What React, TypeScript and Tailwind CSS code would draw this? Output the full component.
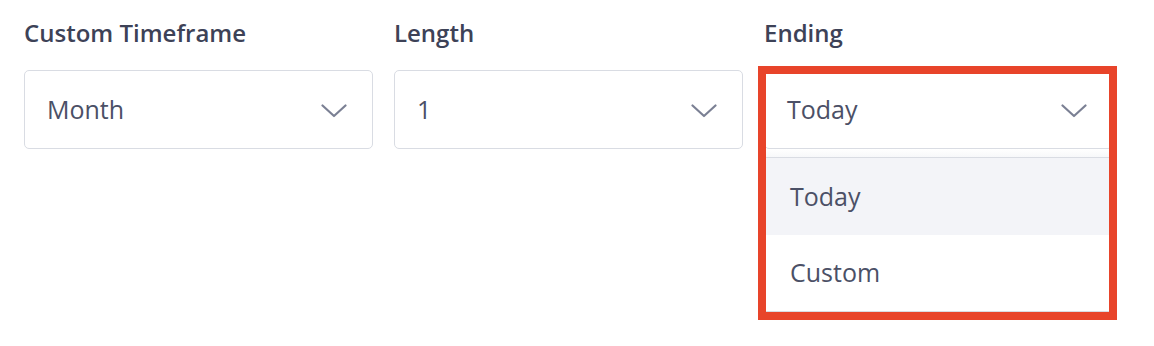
+++++
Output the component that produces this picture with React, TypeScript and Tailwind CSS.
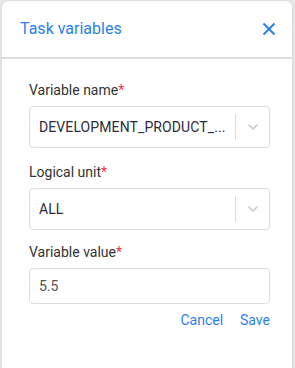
+++++
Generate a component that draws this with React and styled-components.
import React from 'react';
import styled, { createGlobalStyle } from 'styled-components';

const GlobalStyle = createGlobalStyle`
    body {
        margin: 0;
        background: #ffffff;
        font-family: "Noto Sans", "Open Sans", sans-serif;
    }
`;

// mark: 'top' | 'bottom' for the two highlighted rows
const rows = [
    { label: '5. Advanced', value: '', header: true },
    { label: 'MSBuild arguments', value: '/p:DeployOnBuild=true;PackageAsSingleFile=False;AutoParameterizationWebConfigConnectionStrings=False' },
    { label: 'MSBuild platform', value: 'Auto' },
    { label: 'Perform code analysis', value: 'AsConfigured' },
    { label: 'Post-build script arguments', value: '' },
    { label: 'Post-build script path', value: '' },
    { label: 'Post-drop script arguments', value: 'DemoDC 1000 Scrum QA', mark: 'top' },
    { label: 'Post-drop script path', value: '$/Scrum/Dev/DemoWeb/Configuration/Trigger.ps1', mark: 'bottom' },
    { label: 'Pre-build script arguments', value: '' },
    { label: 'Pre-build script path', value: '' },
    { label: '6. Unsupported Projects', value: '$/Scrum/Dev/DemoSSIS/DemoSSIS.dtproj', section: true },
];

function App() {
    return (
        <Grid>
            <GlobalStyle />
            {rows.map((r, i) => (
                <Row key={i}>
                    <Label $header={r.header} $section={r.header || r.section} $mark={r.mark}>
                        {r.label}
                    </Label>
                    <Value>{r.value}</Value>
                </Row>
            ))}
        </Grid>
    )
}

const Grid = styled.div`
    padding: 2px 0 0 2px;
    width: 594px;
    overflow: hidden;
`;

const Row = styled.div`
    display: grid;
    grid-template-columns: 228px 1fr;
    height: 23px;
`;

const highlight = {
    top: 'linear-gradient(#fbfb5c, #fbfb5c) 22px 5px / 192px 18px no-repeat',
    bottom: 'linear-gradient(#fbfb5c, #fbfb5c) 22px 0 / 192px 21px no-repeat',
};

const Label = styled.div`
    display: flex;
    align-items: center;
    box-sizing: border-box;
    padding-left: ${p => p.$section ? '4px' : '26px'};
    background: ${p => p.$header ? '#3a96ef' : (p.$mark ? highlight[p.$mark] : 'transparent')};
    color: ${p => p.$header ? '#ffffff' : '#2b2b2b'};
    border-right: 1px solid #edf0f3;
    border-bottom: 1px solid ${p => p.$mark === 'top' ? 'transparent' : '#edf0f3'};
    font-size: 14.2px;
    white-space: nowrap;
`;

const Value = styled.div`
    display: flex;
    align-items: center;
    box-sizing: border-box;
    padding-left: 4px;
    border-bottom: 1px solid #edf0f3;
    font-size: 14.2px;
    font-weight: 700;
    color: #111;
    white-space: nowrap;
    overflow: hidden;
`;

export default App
+++++
Wherever "this" shows up in a line, copy that line.

What React, TypeScript and Tailwind CSS code would draw this? Output the full component.
Output the component that produces this picture with React, TypeScript and Tailwind CSS.
Generate a component that draws this with React and styled-components.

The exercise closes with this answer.